**TASK DIRECTIONS**
Copy each record exactly as it reads, leaving out any pictures it holds.

Pages as source code

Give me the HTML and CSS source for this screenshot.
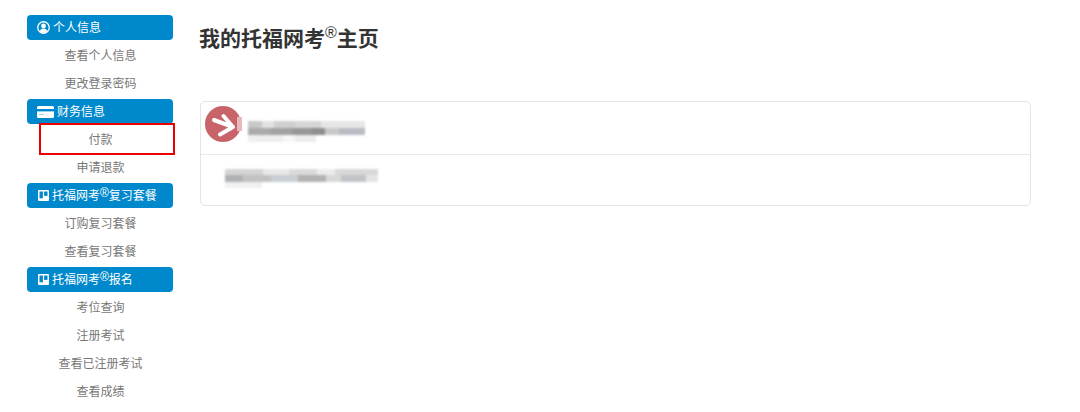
FILE: index.html
```html
<!DOCTYPE html>
<html lang="zh-CN">
<head>
    <meta charset="UTF-8">
    <title>我的托福网考主页</title>
    <link rel="stylesheet" href="styles.css">
</head>
<body>
    <div class="page">

        <!-- Side menu -->
        <nav class="side-nav">
            <div class="nav-head">
                <svg class="nav-icon" viewBox="0 0 14 14"><circle cx="7" cy="7" r="6.2" fill="none" stroke="#fff" stroke-width="1.4"/><circle cx="7" cy="5.4" r="2.6" fill="#fff"/><path d="M2.9 10.9c.6-2 2.2-2.9 4.1-2.9s3.5.9 4.1 2.9C10 12 8.6 12.6 7 12.6S4 12 2.9 10.9z" fill="#fff"/></svg>
                个人信息
            </div>
            <a class="nav-item">查看个人信息</a>
            <a class="nav-item">更改登录密码</a>

            <div class="nav-head">
                <svg class="nav-icon card" viewBox="0 0 17 12"><rect width="17" height="12" rx="1.5" fill="#fff"/><rect y="3" width="17" height="2.4" fill="#0088cc"/><rect x="2" y="8" width="5" height="1" fill="#9fd3ee"/></svg>
                财务信息
            </div>
            <a class="nav-item marked">付款</a>
            <a class="nav-item">申请退款</a>

            <div class="nav-head">
                <svg class="nav-icon board" viewBox="0 0 11 11"><rect width="11" height="11" rx="1" fill="#fff"/><rect x="1.5" y="1.5" width="3.4" height="6.8" fill="#0088cc"/><rect x="6.1" y="1.5" width="3.4" height="4.4" fill="#0088cc"/></svg>
                托福网考<sup>®</sup>复习套餐
            </div>
            <a class="nav-item">订购复习套餐</a>
            <a class="nav-item">查看复习套餐</a>

            <div class="nav-head">
                <svg class="nav-icon board" viewBox="0 0 11 11"><rect width="11" height="11" rx="1" fill="#fff"/><rect x="1.5" y="1.5" width="3.4" height="6.8" fill="#0088cc"/><rect x="6.1" y="1.5" width="3.4" height="4.4" fill="#0088cc"/></svg>
                托福网考<sup>®</sup>报名
            </div>
            <a class="nav-item">考位查询</a>
            <a class="nav-item">注册考试</a>
            <a class="nav-item">查看已注册考试</a>
            <a class="nav-item">查看成绩</a>
        </nav>

        <!-- Main content -->
        <main class="content">
            <h1 class="page-title">我的托福网考<sup>®</sup>主页</h1>

            <div class="panel">
                <div class="panel-head">
                    <svg class="badge" viewBox="0 0 36 36">
                        <circle cx="18" cy="18" r="18" fill="#c9636a"/>
                        <path d="M9 14l19 7M18.5 10l9.500 11M15 28.500l13-7.500" fill="none" stroke="#fff" stroke-width="4" stroke-linecap="round" stroke-linejoin="round"/>
                    </svg>
                    <div class="badge-edge"></div>
                    <div class="smudge smudge-name"></div>
                </div>
                <div class="panel-body">
                    <div class="smudge smudge-line"></div>
                </div>
            </div>
        </main>

    </div>
</body>
</html>
```

FILE: styles.css
```css
/* Basic Styles */
html, body {
    margin: 0;
    height: 412px;
    overflow: hidden;
    background-color: #fff;
}

body {
    font-family: "Liberation Sans", "Noto Sans CJK SC", sans-serif;
    font-size: 12px;
    color: #777;
}

.page {
    display: flex;
    padding: 13px 0 0 27px;
}

/* Side menu */
.side-nav {
    width: 146px;
    flex-shrink: 0;
}

.nav-head {
    display: flex;
    align-items: center;
    height: 24px;
    margin: 2px 0 1px;
    padding: 1px 0 0 11px;
    background-color: #0088cc;
    border-radius: 4px;
    color: #fff;
    line-height: 24px;
    white-space: nowrap;
}

.nav-head sup {
    font-size: 12px;
    line-height: 1;
    margin-top: -7px;
}

.nav-icon {
    width: 13px;
    height: 13px;
    margin: 0 3px 1px -1px;
}

.nav-icon.card {
    width: 17px;
    height: 12px;
}

.nav-icon.board {
    width: 11px;
    height: 11px;
    margin-left: 0;
}

.nav-item {
    display: block;
    position: relative;
    height: 28px;
    padding-left: 1px;
    line-height: 30px;
    text-align: center;
}

/* Red annotation around a menu item */
.nav-item.marked::after {
    content: "";
    position: absolute;
    left: 12px;
    right: -2px;
    top: -2px;
    bottom: -2px;
    border: 2px solid #ea0000;
}

/* Main content */
.content {
    flex: 1;
    padding-left: 26px;
}

.page-title {
    display: flex;
    margin: 9px 0 0;
    height: 34px;
    font-size: 21px;
    line-height: 34px;
    font-weight: bold;
    color: #333;
}

.page-title sup {
    font-size: 16px;
    font-weight: normal;
    line-height: 1;
    margin-top: 3px;
}

.panel {
    width: 829px;
    margin: 45px 0 0 1px;
    border: 1px solid #e4e4e4;
    border-radius: 5px;
}

.panel-head {
    display: flex;
    align-items: center;
    height: 52px;
    padding-left: 4px;
    border-bottom: 1px solid #e9e9e9;
}

.badge {
    width: 36px;
    height: 36px;
    margin-top: -8px;
}

.badge-edge {
    width: 5px;
    height: 14px;
    margin: -8px 6px 0 -4px;
    background-color: #e6b9ba;
}

.panel-body {
    display: flex;
    align-items: center;
    height: 50px;
    padding-left: 24px;
}

/* Blurred-out personal details */
.smudge {
    filter: blur(1.1px);
    background-repeat: no-repeat;
}

.smudge-name {
    width: 117px;
    height: 21px;
    margin-top: 7px;
    background-image:
        linear-gradient(90deg, #c8c8c8 0 12%, #e2e2e2 12% 22%, #cfcfcf 22% 40%, #d6d6d6 40% 62%, #e6e6e6 62% 100%),
        linear-gradient(90deg, #ababab 0 20%, #a2a2a2 20% 38%, #979797 38% 55%, #8e8e8e 55% 66%, #c9c9c9 66% 78%, #b7bcc2 78% 100%),
        linear-gradient(90deg, #efefef 0 30%, #f7f7f7 30% 40%, #ececec 40% 58%, #fff 58%);
    background-size: 100% 7px, 100% 7px, 100% 7px;
    background-position: 0 0, 0 7px, 0 14px;
}

.smudge-line {
    width: 153px;
    height: 19px;
    margin-top: -3px;
    background-image:
        linear-gradient(90deg, #d4d4d4 0 25%, #e8e8e8 25% 42%, #dadada 42% 60%, #ececec 60% 72%, #d8d8d8 72% 100%),
        linear-gradient(90deg, #aeb2b5 0 12%, #c2c2c2 12% 30%, #c9ced2 30% 48%, #b2b2b2 48% 66%, #d8d8d8 66% 76%, #c0c4c8 76% 92%, #e4e4e4 92% 100%),
        linear-gradient(90deg, #f0f0f0 0 24%, #fff 24%);
    background-size: 100% 6px, 100% 7px, 100% 6px;
    background-position: 0 0, 0 6px, 0 13px;
}
```
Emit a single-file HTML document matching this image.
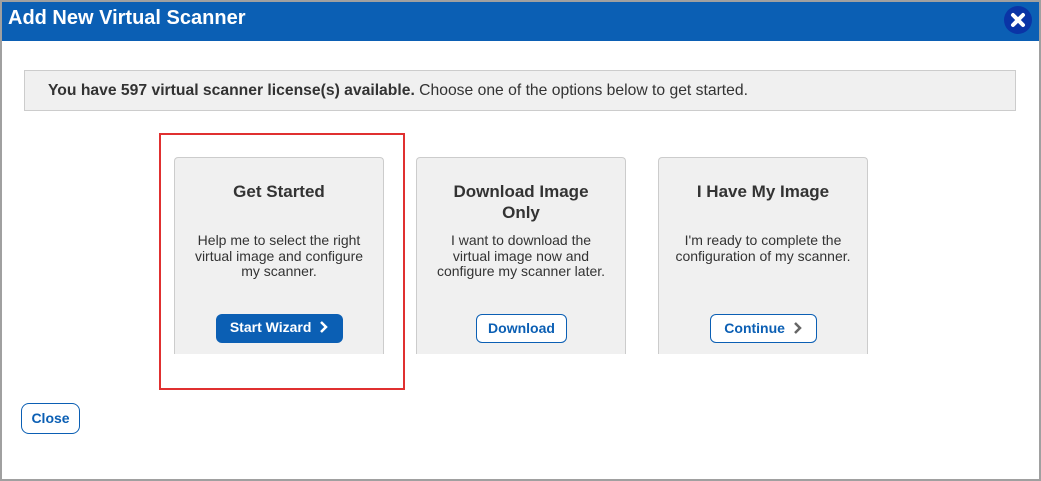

**SOLUTION TO THE EXERCISE**
Give me the HTML and CSS source for this screenshot.
FILE: index.html
```html
<!DOCTYPE html>
<html lang="zh-CN">
<head>
    <meta charset="UTF-8">
    <title>我的托福网考主页</title>
    <link rel="stylesheet" href="styles.css">
</head>
<body>
    <div class="page">

        <!-- Side menu -->
        <nav class="side-nav">
            <div class="nav-head">
                <svg class="nav-icon" viewBox="0 0 14 14"><circle cx="7" cy="7" r="6.2" fill="none" stroke="#fff" stroke-width="1.4"/><circle cx="7" cy="5.4" r="2.6" fill="#fff"/><path d="M2.9 10.9c.6-2 2.2-2.9 4.1-2.9s3.5.9 4.1 2.9C10 12 8.6 12.6 7 12.6S4 12 2.9 10.9z" fill="#fff"/></svg>
                个人信息
            </div>
            <a class="nav-item">查看个人信息</a>
            <a class="nav-item">更改登录密码</a>

            <div class="nav-head">
                <svg class="nav-icon card" viewBox="0 0 17 12"><rect width="17" height="12" rx="1.5" fill="#fff"/><rect y="3" width="17" height="2.4" fill="#0088cc"/><rect x="2" y="8" width="5" height="1" fill="#9fd3ee"/></svg>
                财务信息
            </div>
            <a class="nav-item marked">付款</a>
            <a class="nav-item">申请退款</a>

            <div class="nav-head">
                <svg class="nav-icon board" viewBox="0 0 11 11"><rect width="11" height="11" rx="1" fill="#fff"/><rect x="1.5" y="1.5" width="3.4" height="6.8" fill="#0088cc"/><rect x="6.1" y="1.5" width="3.4" height="4.4" fill="#0088cc"/></svg>
                托福网考<sup>®</sup>复习套餐
            </div>
            <a class="nav-item">订购复习套餐</a>
            <a class="nav-item">查看复习套餐</a>

            <div class="nav-head">
                <svg class="nav-icon board" viewBox="0 0 11 11"><rect width="11" height="11" rx="1" fill="#fff"/><rect x="1.5" y="1.5" width="3.4" height="6.8" fill="#0088cc"/><rect x="6.1" y="1.5" width="3.4" height="4.4" fill="#0088cc"/></svg>
                托福网考<sup>®</sup>报名
            </div>
            <a class="nav-item">考位查询</a>
            <a class="nav-item">注册考试</a>
            <a class="nav-item">查看已注册考试</a>
            <a class="nav-item">查看成绩</a>
        </nav>

        <!-- Main content -->
        <main class="content">
            <h1 class="page-title">我的托福网考<sup>®</sup>主页</h1>

            <div class="panel">
                <div class="panel-head">
                    <svg class="badge" viewBox="0 0 36 36">
                        <circle cx="18" cy="18" r="18" fill="#c9636a"/>
                        <path d="M9 14l19 7M18.5 10l9.500 11M15 28.500l13-7.500" fill="none" stroke="#fff" stroke-width="4" stroke-linecap="round" stroke-linejoin="round"/>
                    </svg>
                    <div class="badge-edge"></div>
                    <div class="smudge smudge-name"></div>
                </div>
                <div class="panel-body">
                    <div class="smudge smudge-line"></div>
                </div>
            </div>
        </main>

    </div>
</body>
</html>
```

FILE: styles.css
```css
/* Basic Styles */
html, body {
    margin: 0;
    height: 412px;
    overflow: hidden;
    background-color: #fff;
}

body {
    font-family: "Liberation Sans", "Noto Sans CJK SC", sans-serif;
    font-size: 12px;
    color: #777;
}

.page {
    display: flex;
    padding: 13px 0 0 27px;
}

/* Side menu */
.side-nav {
    width: 146px;
    flex-shrink: 0;
}

.nav-head {
    display: flex;
    align-items: center;
    height: 24px;
    margin: 2px 0 1px;
    padding: 1px 0 0 11px;
    background-color: #0088cc;
    border-radius: 4px;
    color: #fff;
    line-height: 24px;
    white-space: nowrap;
}

.nav-head sup {
    font-size: 12px;
    line-height: 1;
    margin-top: -7px;
}

.nav-icon {
    width: 13px;
    height: 13px;
    margin: 0 3px 1px -1px;
}

.nav-icon.card {
    width: 17px;
    height: 12px;
}

.nav-icon.board {
    width: 11px;
    height: 11px;
    margin-left: 0;
}

.nav-item {
    display: block;
    position: relative;
    height: 28px;
    padding-left: 1px;
    line-height: 30px;
    text-align: center;
}

/* Red annotation around a menu item */
.nav-item.marked::after {
    content: "";
    position: absolute;
    left: 12px;
    right: -2px;
    top: -2px;
    bottom: -2px;
    border: 2px solid #ea0000;
}

/* Main content */
.content {
    flex: 1;
    padding-left: 26px;
}

.page-title {
    display: flex;
    margin: 9px 0 0;
    height: 34px;
    font-size: 21px;
    line-height: 34px;
    font-weight: bold;
    color: #333;
}

.page-title sup {
    font-size: 16px;
    font-weight: normal;
    line-height: 1;
    margin-top: 3px;
}

.panel {
    width: 829px;
    margin: 45px 0 0 1px;
    border: 1px solid #e4e4e4;
    border-radius: 5px;
}

.panel-head {
    display: flex;
    align-items: center;
    height: 52px;
    padding-left: 4px;
    border-bottom: 1px solid #e9e9e9;
}

.badge {
    width: 36px;
    height: 36px;
    margin-top: -8px;
}

.badge-edge {
    width: 5px;
    height: 14px;
    margin: -8px 6px 0 -4px;
    background-color: #e6b9ba;
}

.panel-body {
    display: flex;
    align-items: center;
    height: 50px;
    padding-left: 24px;
}

/* Blurred-out personal details */
.smudge {
    filter: blur(1.1px);
    background-repeat: no-repeat;
}

.smudge-name {
    width: 117px;
    height: 21px;
    margin-top: 7px;
    background-image:
        linear-gradient(90deg, #c8c8c8 0 12%, #e2e2e2 12% 22%, #cfcfcf 22% 40%, #d6d6d6 40% 62%, #e6e6e6 62% 100%),
        linear-gradient(90deg, #ababab 0 20%, #a2a2a2 20% 38%, #979797 38% 55%, #8e8e8e 55% 66%, #c9c9c9 66% 78%, #b7bcc2 78% 100%),
        linear-gradient(90deg, #efefef 0 30%, #f7f7f7 30% 40%, #ececec 40% 58%, #fff 58%);
    background-size: 100% 7px, 100% 7px, 100% 7px;
    background-position: 0 0, 0 7px, 0 14px;
}

.smudge-line {
    width: 153px;
    height: 19px;
    margin-top: -3px;
    background-image:
        linear-gradient(90deg, #d4d4d4 0 25%, #e8e8e8 25% 42%, #dadada 42% 60%, #ececec 60% 72%, #d8d8d8 72% 100%),
        linear-gradient(90deg, #aeb2b5 0 12%, #c2c2c2 12% 30%, #c9ced2 30% 48%, #b2b2b2 48% 66%, #d8d8d8 66% 76%, #c0c4c8 76% 92%, #e4e4e4 92% 100%),
        linear-gradient(90deg, #f0f0f0 0 24%, #fff 24%);
    background-size: 100% 6px, 100% 7px, 100% 6px;
    background-position: 0 0, 0 6px, 0 13px;
}
```
Emit a single-file HTML document matching this image.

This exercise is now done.